My military experience has been fundamental in shaping my leadership style. It taught me to lead from the front and to prioritize accountability, responsibility, and ownership. This allows for trust to be built up within an organization which leads to better results. Transcript: "Great question and thanks for asking it. How has your military experience shaped your leadership style? I think for me, it's a foundational element of my leadership style. The military never sits you down and says, today we're gonna teach you how to be a follower. It doesn't happen. From day one of entering the military, I think even before that, when you go down to the recruiting station, they start talking about leadership. They start talking about what you're gonna learn in the experiences that you're gonna get put in as a leader. So whether you're the entry level, junior enlisted private, you're a young lieutenant in the officer corps, or you're a sergeant major or a general, it's all about leadership from day one. And what the military does is they're constantly putting you in different situations in different parts of the world to solve complex challenges as leaders. Because every person in an organization is a leader and that is so important to understand. Anyone who builds an organization and doesn't treat their people like that is doing a disservice to the organization and their people. Everyone is a leader first and foremost. So that's the number one thing that the military teaches you about leadership. Lead from the front, always. The other thing is accountability, responsibility, and ownership. We have to understand, number one, our responsibility. What do we do here? What do we bring to the table? What's our job? What's our role? What's our contributing factor? That allows us to then take accountability, meaning that we understand the results of our action, good, bad, and different, because our action is based on our responsibility, what we're there and defined to do. When we know what we have to do and we assume our accountability for our actions, good, bad, or indifferent, then we have what's called ownership. And ownership is what allows us to look around the table, build trust in each other, and build great organizations. That's what I learned."
In order to stay ahead of the curve in podcasting, it is important to focus on video, content quality, distribution, marketing, and having an engaged audience. Don't worry about size, but rather focus on engagement, and keep pushing for growth. Transcript: "The question is how have you been able to stay ahead of the curve in podcasting? Well, first of all, I don't even know if I'm ahead of the curve because I have no idea where the curve is when we talk about podcasting. There's so much discussion about that right now. What's the future? Are we past its prime?
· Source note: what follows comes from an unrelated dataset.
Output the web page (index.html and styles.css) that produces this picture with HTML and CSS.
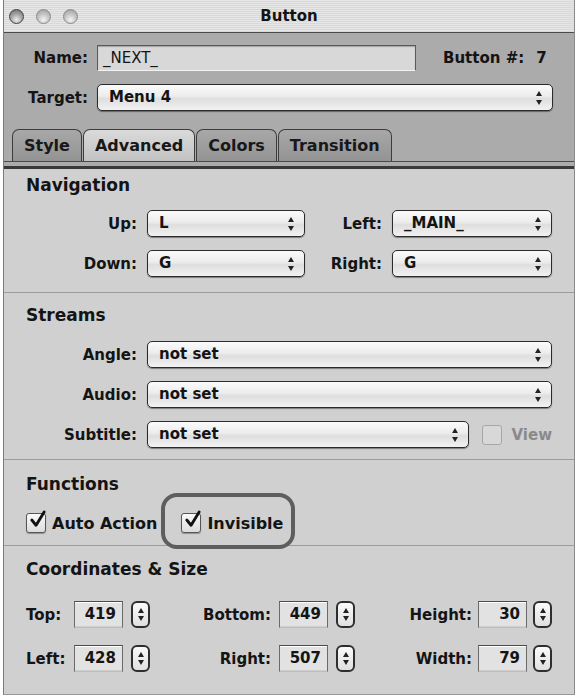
FILE: index.html
```html
<!DOCTYPE html>
<html lang="en">
<head>
  <meta charset="UTF-8" />
  <title>Button</title>
  <link rel="stylesheet" href="styles.css">
</head>
<body>
  <div class="window">
    <div class="titlebar">
      <div class="lights">
        <span class="light close"></span>
        <span class="light"></span>
        <span class="light"></span>
      </div>
      <div class="title">Button</div>
    </div>

    <div class="head">
      <div class="head-row">
        <label class="lbl">Name:</label>
        <div class="textfield name-field">_NEXT_</div>
        <span class="btn-num">Button #:<span class="num">7</span></span>
      </div>
      <div class="head-row">
        <label class="lbl">Target:</label>
        <div class="popup grow">Menu 4<span class="arrows"></span></div>
      </div>
      <div class="tabs">
        <div class="tab">Style</div>
        <div class="tab active">Advanced</div>
        <div class="tab">Colors</div>
        <div class="tab">Transition</div>
      </div>
    </div>
    <div class="tab-rule"></div>

    <div class="content">
      <section class="sect sect-nav">
        <h2>Navigation</h2>
        <div class="nav-grid">
          <label class="lbl">Up:</label>
          <div class="popup">L<span class="arrows"></span></div>
          <label class="lbl">Left:</label>
          <div class="popup">_MAIN_<span class="arrows"></span></div>
          <label class="lbl">Down:</label>
          <div class="popup">G<span class="arrows"></span></div>
          <label class="lbl">Right:</label>
          <div class="popup">G<span class="arrows"></span></div>
        </div>
      </section>

      <section class="sect sect-streams">
        <h2>Streams</h2>
        <div class="stream-grid">
          <label class="lbl">Angle:</label>
          <div class="popup">not set<span class="arrows"></span></div>
          <label class="lbl">Audio:</label>
          <div class="popup">not set<span class="arrows"></span></div>
          <label class="lbl">Subtitle:</label>
          <div class="subtitle-row">
            <div class="popup grow">not set<span class="arrows"></span></div>
            <span class="check disabled"></span>
            <span class="view">View</span>
          </div>
        </div>
      </section>

      <section class="sect sect-func">
        <h2>Functions</h2>
        <div class="func-row">
          <div class="check-item">
            <span class="check on"><svg viewBox="0 0 20 20"><path d="M4 9.5 L8.5 15 L17 1"/></svg></span>
            <span>Auto Action</span>
          </div>
          <div class="check-item ringed">
            <span class="check on"><svg viewBox="0 0 20 20"><path d="M4 9.5 L8.5 15 L17 1"/></svg></span>
            <span>Invisible</span>
          </div>
        </div>
      </section>

      <section class="sect sect-coords">
        <h2>Coordinates &amp; Size</h2>
        <div class="coord-row">
          <div class="coord g1"><label class="lbl">Top:</label><div class="numfield">419</div><span class="stepper"></span></div>
          <div class="coord g2"><label class="lbl">Bottom:</label><div class="numfield">449</div><span class="stepper"></span></div>
          <div class="coord g3"><label class="lbl">Height:</label><div class="numfield">30</div><span class="stepper"></span></div>
        </div>
        <div class="coord-row">
          <div class="coord g1"><label class="lbl">Left:</label><div class="numfield">428</div><span class="stepper"></span></div>
          <div class="coord g2"><label class="lbl">Right:</label><div class="numfield">507</div><span class="stepper"></span></div>
          <div class="coord g3"><label class="lbl">Width:</label><div class="numfield">79</div><span class="stepper"></span></div>
        </div>
      </section>
    </div>
  </div>
</body>
</html>
```

FILE: styles.css
```css
body {
  margin: 0;
  background: #fff;
  font-family: "DejaVu Sans", "Liberation Sans", sans-serif;
  color: #141414;
}

.window {
  margin-left: 3px;
  width: 572px;
  height: 695px;
  box-sizing: border-box;
  border-left: 1px solid #7a7a7a;
  border-right: 1px solid #8a8a8a;
  border-bottom: 1px solid #999;
  display: flex;
  flex-direction: column;
  background: #d0d0d0;
}

/* title bar */
.titlebar {
  height: 32px;
  flex-shrink: 0;
  border-bottom: 1px solid #4a4a4a;
  background: repeating-linear-gradient(#e6e6e6 0 1px, #d9d9d9 1px 2px);
  display: flex;
  align-items: center;
  position: relative;
}

.lights {
  display: flex;
  gap: 12px;
  padding-left: 5px;
}

.light {
  width: 13px;
  height: 13px;
  border-radius: 50%;
  border: 1px solid #8a8a8a;
  background: radial-gradient(circle at 50% 75%, #f4f4f4 0, #c8c8c8 45%, #9a9a9a 100%);
}

.light.close {
  border-color: #444;
  background: radial-gradient(circle at 50% 75%, #eee 0, #aaa 45%, #666 100%);
}

.title {
  position: absolute;
  left: 0;
  right: 0;
  text-align: center;
  font-weight: bold;
  font-size: 15px;
}

/* header */
.head {
  background: #ababab;
  padding: 12px 21px 0 0;
  display: flex;
  flex-direction: column;
  gap: 13px;
}

.head-row {
  display: flex;
  align-items: center;
}

.lbl {
  font-weight: bold;
  font-size: 15px;
  text-align: right;
  white-space: nowrap;
}

.head-row .lbl {
  width: 84px;
  margin-right: 9px;
}

.textfield {
  height: 26px;
  box-sizing: border-box;
  background: #d8d8d8;
  border: 1px solid #5a5a5a;
  border-bottom-color: #f2f2f2;
  box-shadow: inset 0 1px 1px rgba(0, 0, 0, .25);
  font-size: 15px;
  line-height: 24px;
  padding-left: 5px;
}

.name-field {
  width: 319px;
}

.btn-num {
  margin-left: 27px;
  font-weight: bold;
  font-size: 15px;
}

.btn-num .num {
  margin-left: 12px;
}

.popup {
  height: 27px;
  box-sizing: border-box;
  border: 1px solid #2b2b2b;
  border-radius: 5px;
  background: linear-gradient(#fbfbfb, #ececec 45%, #dedede 55%, #f2f2f2);
  box-shadow: 0 1px 1px rgba(0, 0, 0, .4);
  font-weight: bold;
  font-size: 15px;
  line-height: 25px;
  padding-left: 11px;
  position: relative;
}

.grow {
  flex: 1;
}

.arrows {
  position: absolute;
  right: 9px;
  top: 6px;
  width: 7px;
  height: 14px;
}

.arrows::before,
.arrows::after {
  content: "";
  position: absolute;
  left: 0;
  border-left: 3.5px solid transparent;
  border-right: 3.5px solid transparent;
}

.arrows::before {
  top: 0;
  border-bottom: 5px solid #222;
}

.arrows::after {
  bottom: 0;
  border-top: 5px solid #222;
}

/* tabs */
.tabs {
  display: flex;
  gap: 1px;
  margin-top: 5px;
  margin-right: -21px;
  padding-left: 8px;
  border-bottom: 1px solid #4a4a4a;
}

.tab {
  height: 31px;
  padding: 0 11px;
  border: 1px solid #3c3c3c;
  border-bottom: none;
  border-radius: 7px 7px 0 0;
  background: linear-gradient(#a8a8a8, #939393);
  font-weight: bold;
  font-size: 16px;
  line-height: 31px;
  color: #181818;
}

.tab.active {
  background: linear-gradient(#dadada, #c2c2c2);
}

.tab-rule {
  flex-shrink: 0;
  height: 4px;
  background: #ababab;
  border-bottom: 3px solid #3a3a3a;
}

/* sections */
.content {
  flex: 1;
  display: flex;
  flex-direction: column;
}

.sect {
  padding: 11px 22px 11px;
  border-bottom: 1px solid #9c9c9c;
}

.sect:last-child {
  border-bottom: none;
  flex: 1;
}

.sect h2 {
  margin: 0 0 16px;
  font-size: 17px;
  line-height: 20px;
  font-weight: bold;
}

.sect-nav {
  padding-top: 6px;
  padding-bottom: 15px;
}

.sect-nav h2 {
  margin-bottom: 15px;
}

.nav-grid {
  display: grid;
  grid-template-columns: 111px 158px 67px 1fr;
  gap: 13px 10px;
  align-items: center;
}

.sect-streams {
  padding-top: 12px;
}

.stream-grid {
  display: grid;
  grid-template-columns: 111px 1fr;
  gap: 13px 10px;
  align-items: center;
}

.subtitle-row {
  display: flex;
  align-items: center;
}

.check {
  width: 20px;
  height: 20px;
  box-sizing: border-box;
  border: 1px solid #555;
  border-radius: 3px;
  background: linear-gradient(#fafafa, #dcdcdc);
  box-shadow: 0 1px 1px rgba(0, 0, 0, .3);
  position: relative;
  flex-shrink: 0;
}

.check svg {
  position: absolute;
  left: 1px;
  top: -3px;
  width: 19px;
  height: 19px;
  overflow: visible;
}

.check svg path {
  fill: none;
  stroke: #111;
  stroke-width: 3;
  stroke-linecap: round;
  stroke-linejoin: round;
}

.check.disabled {
  margin-left: 13px;
  border-color: #a6a6a6;
  background: #d8d8d8;
  box-shadow: none;
}

.view {
  margin-left: 9px;
  font-weight: bold;
  font-size: 15px;
  color: #8a8a8a;
}

.sect-func {
  padding-top: 14px;
  padding-bottom: 12px;
}

.sect-func h2 {
  margin-bottom: 19px;
}

.func-row {
  display: flex;
  align-items: center;
  gap: 24px;
}

.check-item {
  display: flex;
  align-items: center;
  gap: 6px;
  font-weight: bold;
  font-size: 16px;
}

.ringed {
  position: relative;
}

.ringed::after {
  content: "";
  position: absolute;
  left: -20px;
  right: -12px;
  top: -20px;
  bottom: -16px;
  border: 4px solid #5e5e5e;
  border-radius: 16px;
}

.sect-coords {
  padding-top: 13px;
}

.sect-coords h2 {
  margin-bottom: 22px;
}

.coord-row {
  display: flex;
  justify-content: space-between;
  margin-bottom: 17px;
}

.coord {
  display: flex;
  align-items: center;
  gap: 8px;
}

.g1 .lbl { width: 40px; text-align: left; }
.g2 .lbl { width: 70px; }
.g3 .lbl { width: 66px; }
.g3 { gap: 6px; }

.numfield {
  width: 49px;
  height: 27px;
  box-sizing: border-box;
  background: #e2e2e2;
  border: 1px solid #6a6a6a;
  border-top-color: #4a4a4a;
  border-bottom-color: #bdbdbd;
  box-shadow: inset 0 1px 0 #fff, inset 0 -1px 0 #cfcfcf;
  font-weight: bold;
  font-size: 15px;
  line-height: 25px;
  text-align: right;
  padding-right: 6px;
}

.stepper {
  width: 19px;
  height: 27px;
  box-sizing: border-box;
  border: 2px solid #2e2e2e;
  border-radius: 6px;
  background: linear-gradient(#fafafa, #e0e0e0);
  position: relative;
}

.stepper::before,
.stepper::after {
  content: "";
  position: absolute;
  left: 5px;
  border-left: 3px solid transparent;
  border-right: 3px solid transparent;
}

.stepper::before {
  top: 5px;
  border-bottom: 5px solid #222;
}

.stepper::after {
  bottom: 5px;
  border-top: 5px solid #222;
}
```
Is the market too saturated? Here's what I know. Video matters. Okay, people will argue this all day long, but video just got launched on Spotify. We've put a lot of effort into our YouTube channel. We record almost exclusively everything on video and we have all of our audio too on 30 plus platforms, but video matters because people want to see the conversations that you're having. Number two, content. The quality of your content matters more than anything else, even video. Then you got to have distribution. You got to have a little bit of marketing. You got to have a good plan to highlight the best parts of your conversations and have a loyal and engaged audience. Don't worry about size of the audience. Worry about engagement. Stick with it. Keep pushing. It will grow. That's my plan."
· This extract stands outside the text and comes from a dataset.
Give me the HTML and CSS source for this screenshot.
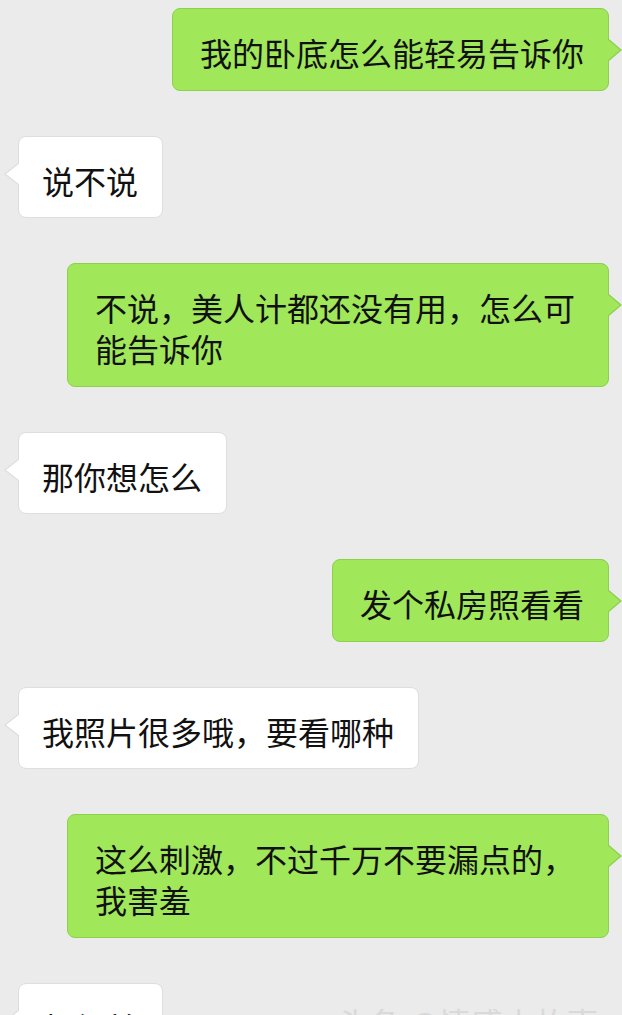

To motivate and inspire my team, I first focus on finding what motivates them. Then, I make sure that they are in the right role for their skills and that they align with our organization's mission and goals. I also make sure they have the resources they need to be successful. Transcript: "So the question is, how have you personally been able to motivate and inspire your team? Well, this is the definition of leadership. How do we motivate and inspire others to do things that they otherwise may or may not be interested or willing to do? That's what our job is. So how do you do it? Number one, you've got to find what motivates them. What I have found time and time again is if we don't figure out what motivates people, what drives them, what gets them excited and put them in the right role, so we call it the right place, right person, right time. That's critical. We need people who want to do what they're doing with the right set of skills at the right time for our organization to maximize effectiveness. The other piece, we have to have mission alignment. We have to have people who want to be there to achieve the overall vision and goals of our organization. We have to clearly lay that out. If we don't, what are we driving them towards? They don't know. We don't know. We don't know what to motivate them towards and why. So we've got to find first mission alignment, define it, understand where we're going and why, get people who generally agree to that, and then put them in roles with the right skills at the right time where they're going to be successful and excited about what they're doing every day. Then give them the resources to do so. That's how I personally motivate and inspire my teams. Thanks for the question."
Airborne School is the worst course I've ever taken because the training is crammed into a three-week period with only five days of actual instruction. The repetition required to ensure safety slows down the learning process, leading to a lot of waiting and standing around. Transcript: "The question is what's the worst course you've ever been to and why? Hands down 100% airborne school. Don't get me wrong, airborne operations are a critical part of our national defense strategy and enjoyed and loved by very many operators out there. However, the school itself we're talking about probably four to five days of training tops and that includes the jumps that you have to do packed into three weeks. Yep, four or five days of training over three weeks. Why? Because you have to wait in line, there's like 300 people in the class, everything requires repetition over and over again which is critical important to safety. But with that many people nothing moves quickly. It's a lot of waiting, it's a lot of standing around, and it's not a whole lot of jumping and the concepts are super simple. But very valuable course important to our defense strategy."